Objectives and expected outcomes:

• To identify new, marine raw materials, especially non-food alternatives from low-trophic level organisms in the circular production systems (RA3) and from underutilized byproduct sources.
• To develop methods for extraction of high quality nutrients from these raw materials.
• To use these nutrients for development of novel mariculture feeds, tailor-made to the specific nutritional needs of aquaculture species and life stages.
• To evaluate species/stage-specific quality of mariculture feeds in terms of growth efficiency and their promotion of animal health and welfare.
• To improve aquaculture economics, resilience and environmental performance by creating a more diverse basket of feed ingredients for resource- and growth-efficient feed.
 

RA5) Consumption and marketing
Researcher in charge: Lena Mossberg
Challenges:

The negative environmental impacts frequently caused by unsustainable finfish culturing practices have led to a collective stigmatization of the aquaculture industry.

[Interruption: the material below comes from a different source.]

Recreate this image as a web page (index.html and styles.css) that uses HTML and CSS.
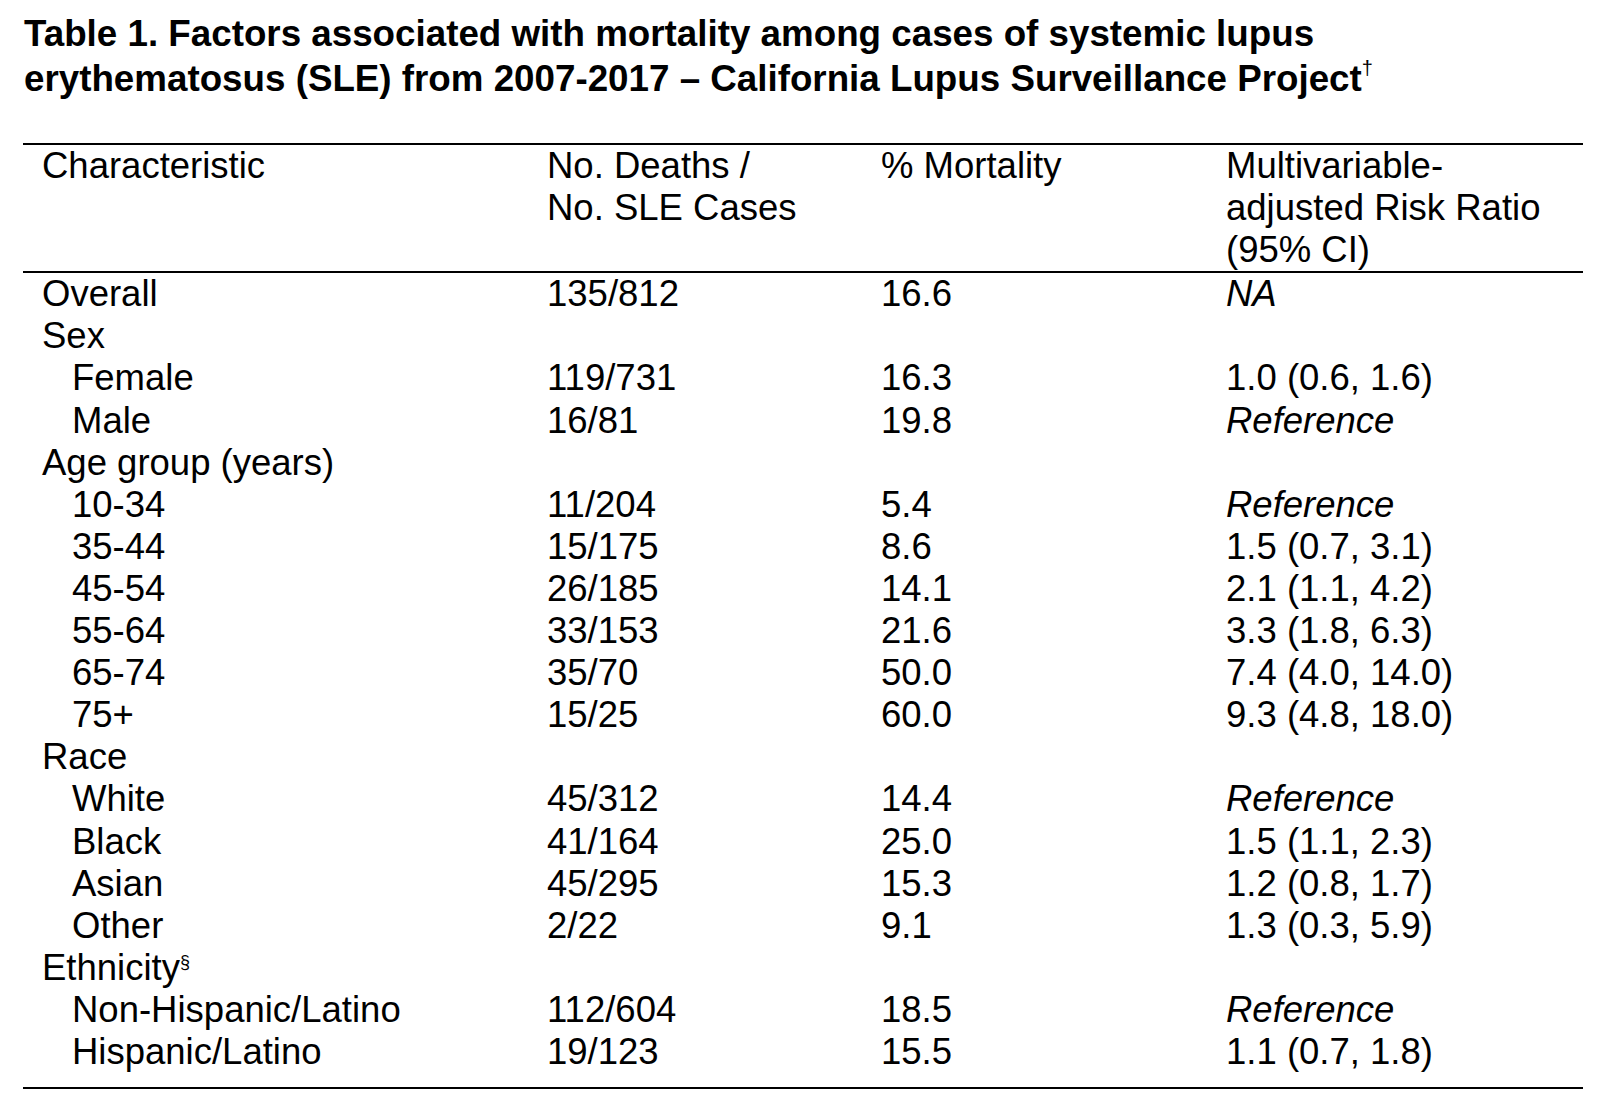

A lack of consumer awareness of the nutritional benefits of seafood in combination with a perception that farmed products are less trustworthy in regard to food safety, health, sustainability and animal welfare than wild-caught products presents a threat to the possible expansion of local and global mariculture.

Objectives and expected outcomes:
• To identify factors that can elucidate why some aquaculture industries succeed while others fail, as well as illuminating underlying factors influencing buying behavior and consumption patterns in regard to the selected mariculture products.
• To increase consumer awareness and knowledge of benefits of mariculture products through knowledge-based information in order to change consumer consumption patterns.
• To develop mariculture prototypes for selected markets together with various stakeholders.
• To establish a cluster of organizations for upscaling prototypes for commercialization in target markets.
• To develop marketing communication strategies for at least two novel, sustainable and profitable mariculture products ready to be launched in target markets.

RA 6) Impact of mariculture
Researcher in charge: John Armbrecht
Challenges:

Mariculture has physical and psychological impacts at a local, regional and national level. In order to understand and assess the aggregated impact of mariculture from a holistic perspective including the environment, the economy and society, a prerequisite is to integrate different types of impacts. Integration and aggregation of impacts allows understanding of the trade-offs between mariculture techniques and ensures well-balanced and sustainable policy decisions, which is essential when environmental impacts must be balanced against sociocultural or economic benefits.

Objectives and expected outcomes:
• To develop a methodology where impacts of aquaculture can be integrated and assessed in one common unit.
• To describe and analyze the impacts of different mariculture techniques in order to determine which mariculture techniques are most favorable in terms of welfare from societies’ perspective.
• Elaborate recommendations and clear-cut strategies for mariculture development that minimize negative and maximize positive impacts.